> _Supplied information_:
----
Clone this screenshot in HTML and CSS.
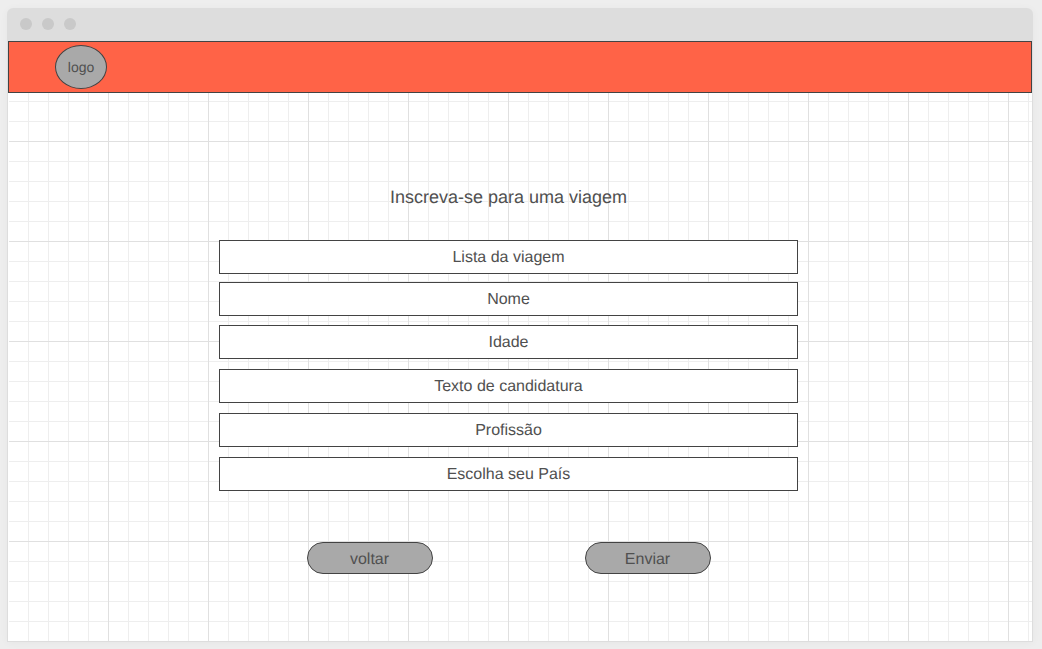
FILE: index.html
```html
<!DOCTYPE html>
<html lang="pt">
<head>
  <meta charset="utf-8">
  <meta name="viewport" content="width=device-width, initial-scale=1">
  <title>Inscreva-se para uma viagem</title>
  <link rel="stylesheet" href="styles.css">
</head>
<body>
  <div class="window">
    <div class="titlebar">
      <span class="dot"></span>
      <span class="dot"></span>
      <span class="dot"></span>
    </div>
    <div class="canvas">
      <header class="header">
        <a class="logo" href="#">logo</a>
      </header>
      <main class="main">
        <form class="form">
          <h1 class="title">Inscreva-se para uma viagem</h1>
          <div class="fields">
            <div class="group group-tight">
              <select class="field field-select" aria-label="Lista da viagem">
                <option>Lista da viagem</option>
              </select>
              <input class="field" type="text" placeholder="Nome" aria-label="Nome">
            </div>
            <div class="group">
              <input class="field" type="text" placeholder="Idade" aria-label="Idade">
              <input class="field" type="text" placeholder="Texto de candidatura" aria-label="Texto de candidatura">
              <input class="field" type="text" placeholder="Profissão" aria-label="Profissão">
              <select class="field field-select" aria-label="Escolha seu País">
                <option>Escolha seu País</option>
              </select>
            </div>
          </div>
          <div class="actions">
            <button class="button" type="button">voltar</button>
            <button class="button" type="submit">Enviar</button>
          </div>
        </form>
      </main>
    </div>
  </div>
</body>
</html>
```

FILE: styles.css
```css
* {
  box-sizing: border-box;
}

body {
  display: flex;
  min-height: 100vh;
  margin: 0;
  padding: 8px 9px 7px 7px;
  background: #eee;
  color: #505050;
  font-family: "Liberation Sans", Arial, sans-serif;
  font-size: 16px;
  text-rendering: geometricPrecision;
}

.window {
  display: flex;
  flex: 1;
  flex-direction: column;
  border-radius: 6px 6px 0 0;
  box-shadow: 0 1px 8px rgba(0, 0, 0, 0.04);
}

.titlebar {
  display: flex;
  gap: 10px;
  height: 33px;
  padding: 10px 13px;
  border-radius: 6px 6px 0 0;
  background: #ddd;
}

.dot {
  width: 12px;
  height: 12px;
  border-radius: 50%;
  background: #c9c9c9;
}

/* Grid paper: a line every 20px, a darker one every 100px */
.canvas {
  flex: 1;
  border: solid #ddd;
  border-width: 0 1px 1px;
  background-color: #fff;
  background-image:
    linear-gradient(to right, transparent 99px, #e0e0e0 99px),
    linear-gradient(to bottom, transparent 99px, #e0e0e0 99px),
    linear-gradient(to right, transparent 19px, #eee 19px),
    linear-gradient(to bottom, transparent 19px, #eee 19px);
  background-position: 1px 1px;
  background-size: 100px 100px, 100px 100px, 20px 20px, 20px 20px;
  box-shadow: inset 1px 0 #fff;
}

.header {
  display: flex;
  align-items: center;
  height: 52px;
  padding: 0 46px;
  border: 1px solid #434343;
  background: #ff6347;
}

.logo {
  display: flex;
  align-items: center;
  justify-content: center;
  width: 52px;
  height: 44px;
  border: 1px solid #434343;
  border-radius: 50%;
  background: #a9a9a9;
  color: #505050;
  font-size: 14px;
  text-decoration: none;
}

.main {
  display: flex;
  justify-content: center;
  padding: 92px 23px 24px 0;
}

.form {
  width: 100%;
  max-width: 579px;
}

.title {
  margin: 0 0 31px;
  font-size: 18px;
  font-weight: 400;
  line-height: 24px;
  text-align: center;
}

.fields {
  display: grid;
  gap: 9px;
}

.group {
  display: grid;
  gap: 10px;
}

.group-tight {
  gap: 8px;
}

.field {
  width: 100%;
  height: 34px;
  padding: 2px 8px 0;
  border: 1px solid #434343;
  border-radius: 0;
  background: #fff;
  color: #505050;
  font: inherit;
  text-align: center;
  text-align-last: center;
  text-rendering: inherit;
  appearance: none;
}

.field-select {
  padding: 0 8px;
}

.field::placeholder {
  color: #505050;
  opacity: 1;
}

.actions {
  display: flex;
  flex-wrap: wrap;
  justify-content: center;
  gap: 16px 152px;
  margin-top: 51px;
}

.button {
  width: 126px;
  height: 32px;
  padding: 4px 0 0;
  border: 1px solid #434343;
  border-radius: 16px;
  background: #a9a9a9;
  color: #505050;
  font: inherit;
  text-rendering: inherit;
}
```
----
> _To be done_: Retype the whole listing exactly and leave the pictures out.

> _Correct output_:
Clone this screenshot in HTML and CSS.
FILE: index.html
```html
<!DOCTYPE html>
<html lang="pt">
<head>
  <meta charset="utf-8">
  <meta name="viewport" content="width=device-width, initial-scale=1">
  <title>Inscreva-se para uma viagem</title>
  <link rel="stylesheet" href="styles.css">
</head>
<body>
  <div class="window">
    <div class="titlebar">
      <span class="dot"></span>
      <span class="dot"></span>
      <span class="dot"></span>
    </div>
    <div class="canvas">
      <header class="header">
        <a class="logo" href="#">logo</a>
      </header>
      <main class="main">
        <form class="form">
          <h1 class="title">Inscreva-se para uma viagem</h1>
          <div class="fields">
            <div class="group group-tight">
              <select class="field field-select" aria-label="Lista da viagem">
                <option>Lista da viagem</option>
              </select>
              <input class="field" type="text" placeholder="Nome" aria-label="Nome">
            </div>
            <div class="group">
              <input class="field" type="text" placeholder="Idade" aria-label="Idade">
              <input class="field" type="text" placeholder="Texto de candidatura" aria-label="Texto de candidatura">
              <input class="field" type="text" placeholder="Profissão" aria-label="Profissão">
              <select class="field field-select" aria-label="Escolha seu País">
                <option>Escolha seu País</option>
              </select>
            </div>
          </div>
          <div class="actions">
            <button class="button" type="button">voltar</button>
            <button class="button" type="submit">Enviar</button>
          </div>
        </form>
      </main>
    </div>
  </div>
</body>
</html>
```

FILE: styles.css
```css
* {
  box-sizing: border-box;
}

body {
  display: flex;
  min-height: 100vh;
  margin: 0;
  padding: 8px 9px 7px 7px;
  background: #eee;
  color: #505050;
  font-family: "Liberation Sans", Arial, sans-serif;
  font-size: 16px;
  text-rendering: geometricPrecision;
}

.window {
  display: flex;
  flex: 1;
  flex-direction: column;
  border-radius: 6px 6px 0 0;
  box-shadow: 0 1px 8px rgba(0, 0, 0, 0.04);
}

.titlebar {
  display: flex;
  gap: 10px;
  height: 33px;
  padding: 10px 13px;
  border-radius: 6px 6px 0 0;
  background: #ddd;
}

.dot {
  width: 12px;
  height: 12px;
  border-radius: 50%;
  background: #c9c9c9;
}

/* Grid paper: a line every 20px, a darker one every 100px */
.canvas {
  flex: 1;
  border: solid #ddd;
  border-width: 0 1px 1px;
  background-color: #fff;
  background-image:
    linear-gradient(to right, transparent 99px, #e0e0e0 99px),
    linear-gradient(to bottom, transparent 99px, #e0e0e0 99px),
    linear-gradient(to right, transparent 19px, #eee 19px),
    linear-gradient(to bottom, transparent 19px, #eee 19px);
  background-position: 1px 1px;
  background-size: 100px 100px, 100px 100px, 20px 20px, 20px 20px;
  box-shadow: inset 1px 0 #fff;
}

.header {
  display: flex;
  align-items: center;
  height: 52px;
  padding: 0 46px;
  border: 1px solid #434343;
  background: #ff6347;
}

.logo {
  display: flex;
  align-items: center;
  justify-content: center;
  width: 52px;
  height: 44px;
  border: 1px solid #434343;
  border-radius: 50%;
  background: #a9a9a9;
  color: #505050;
  font-size: 14px;
  text-decoration: none;
}

.main {
  display: flex;
  justify-content: center;
  padding: 92px 23px 24px 0;
}

.form {
  width: 100%;
  max-width: 579px;
}

.title {
  margin: 0 0 31px;
  font-size: 18px;
  font-weight: 400;
  line-height: 24px;
  text-align: center;
}

.fields {
  display: grid;
  gap: 9px;
}

.group {
  display: grid;
  gap: 10px;
}

.group-tight {
  gap: 8px;
}

.field {
  width: 100%;
  height: 34px;
  padding: 2px 8px 0;
  border: 1px solid #434343;
  border-radius: 0;
  background: #fff;
  color: #505050;
  font: inherit;
  text-align: center;
  text-align-last: center;
  text-rendering: inherit;
  appearance: none;
}

.field-select {
  padding: 0 8px;
}

.field::placeholder {
  color: #505050;
  opacity: 1;
}

.actions {
  display: flex;
  flex-wrap: wrap;
  justify-content: center;
  gap: 16px 152px;
  margin-top: 51px;
}

.button {
  width: 126px;
  height: 32px;
  padding: 4px 0 0;
  border: 1px solid #434343;
  border-radius: 16px;
  background: #a9a9a9;
  color: #505050;
  font: inherit;
  text-rendering: inherit;
}
```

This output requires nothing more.